The plot: um, it's 12,008 years ago. The Mammoth hunter people get raided by a warrior group. Main character fella has his girl kidnapped. We gotta save her! In between that decision and the end credits we'll see this band of merry warriors traipse through:
1.) The snowy mountains
2.) The rain forest
3.) The desert

Whatever ever you do, do NOT try to make sense of this. It's impossible. Also pay no mind to the fact that they knew to cauterize wounds and had words for coward, destiny, demon, and spirit but not snow (which the helpful voice-over man calls "white rain"). See what's happening? I'm thinking about it too much again.
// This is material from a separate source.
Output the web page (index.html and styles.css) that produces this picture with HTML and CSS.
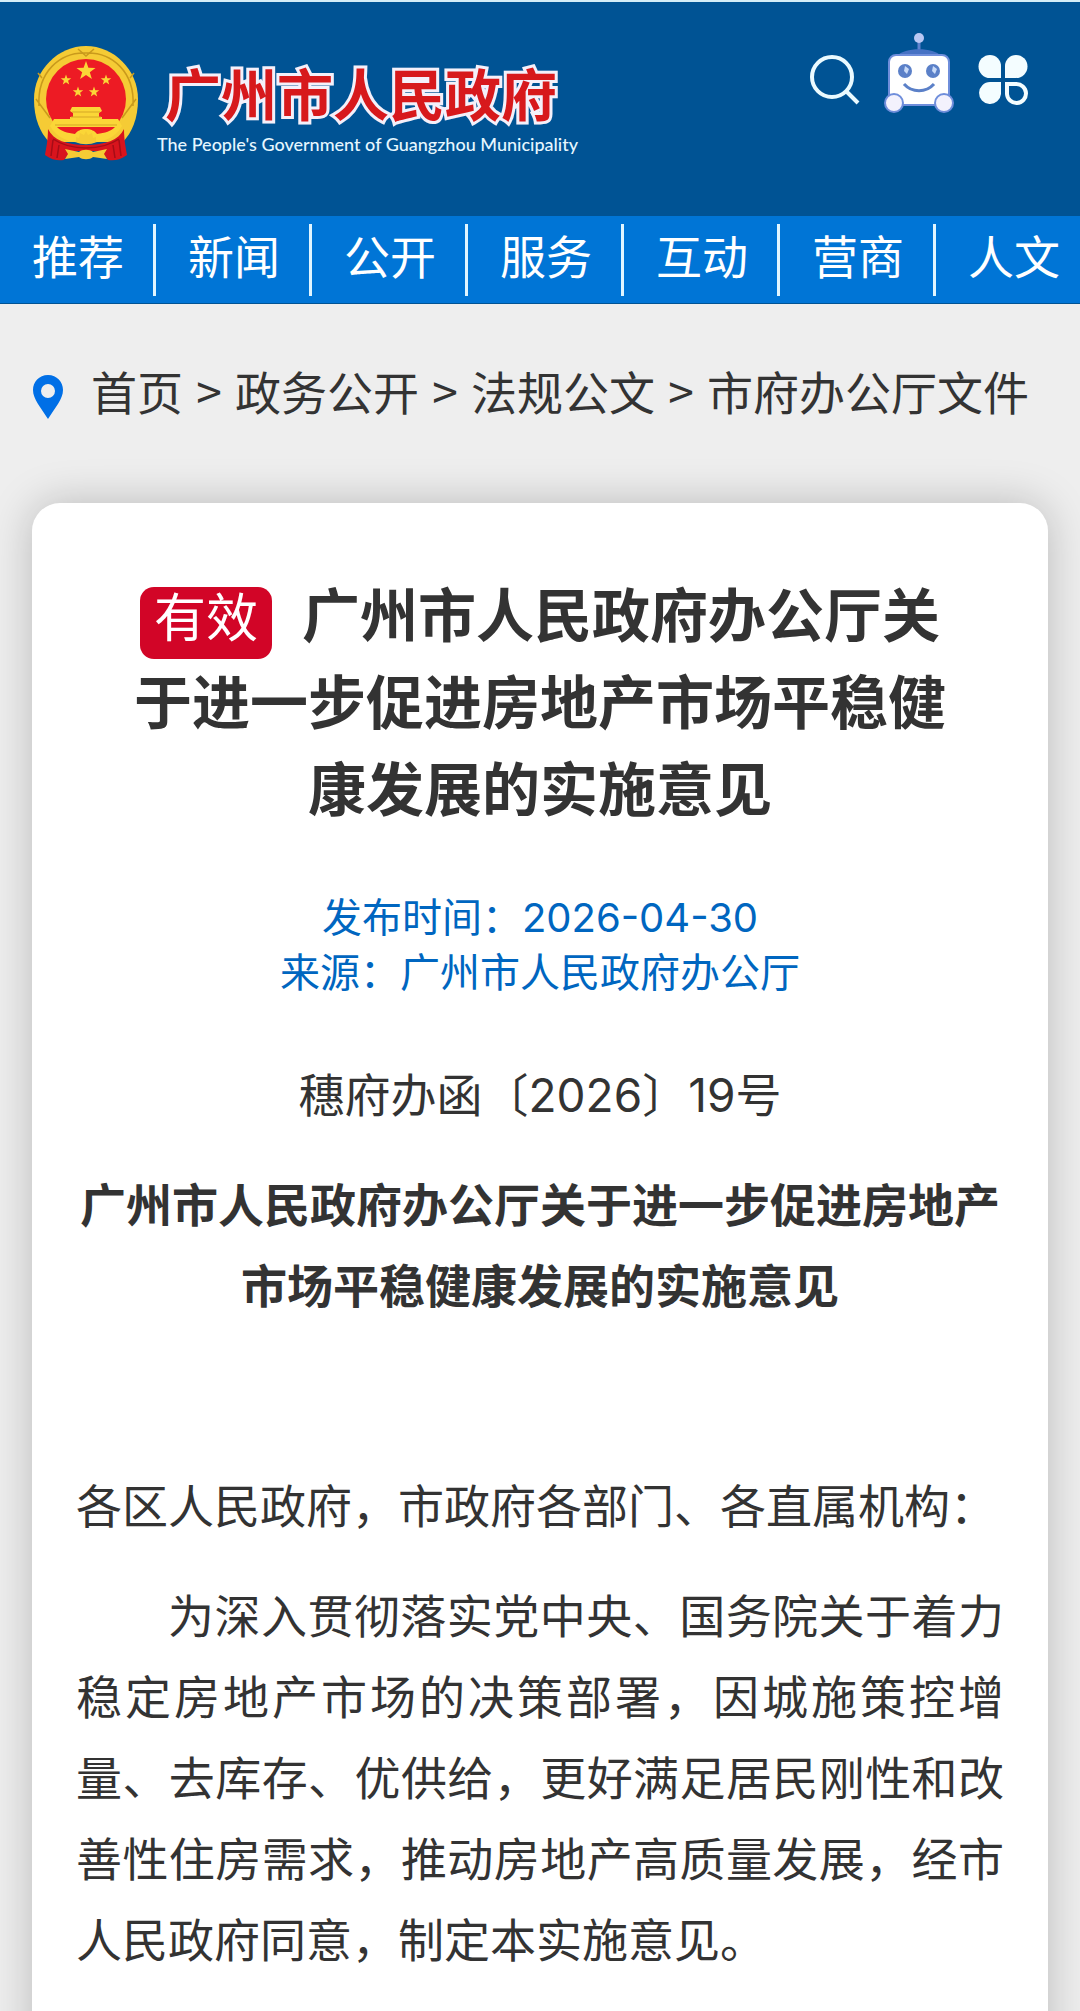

When I walked out of the movie I thought to myself, "Well, that wasn't very good. But I had a bit of fun and it was entertaining overall." Some of you will come out pissed; you won't be able to detach from the logic issues. Some of you will come out pleased; the plot lunacy won't even occur to you. I think the great majority of you will end up like the guy I was on the escalator with on the way out though. I turned to him and asked what he thought. "Egh, it was okay."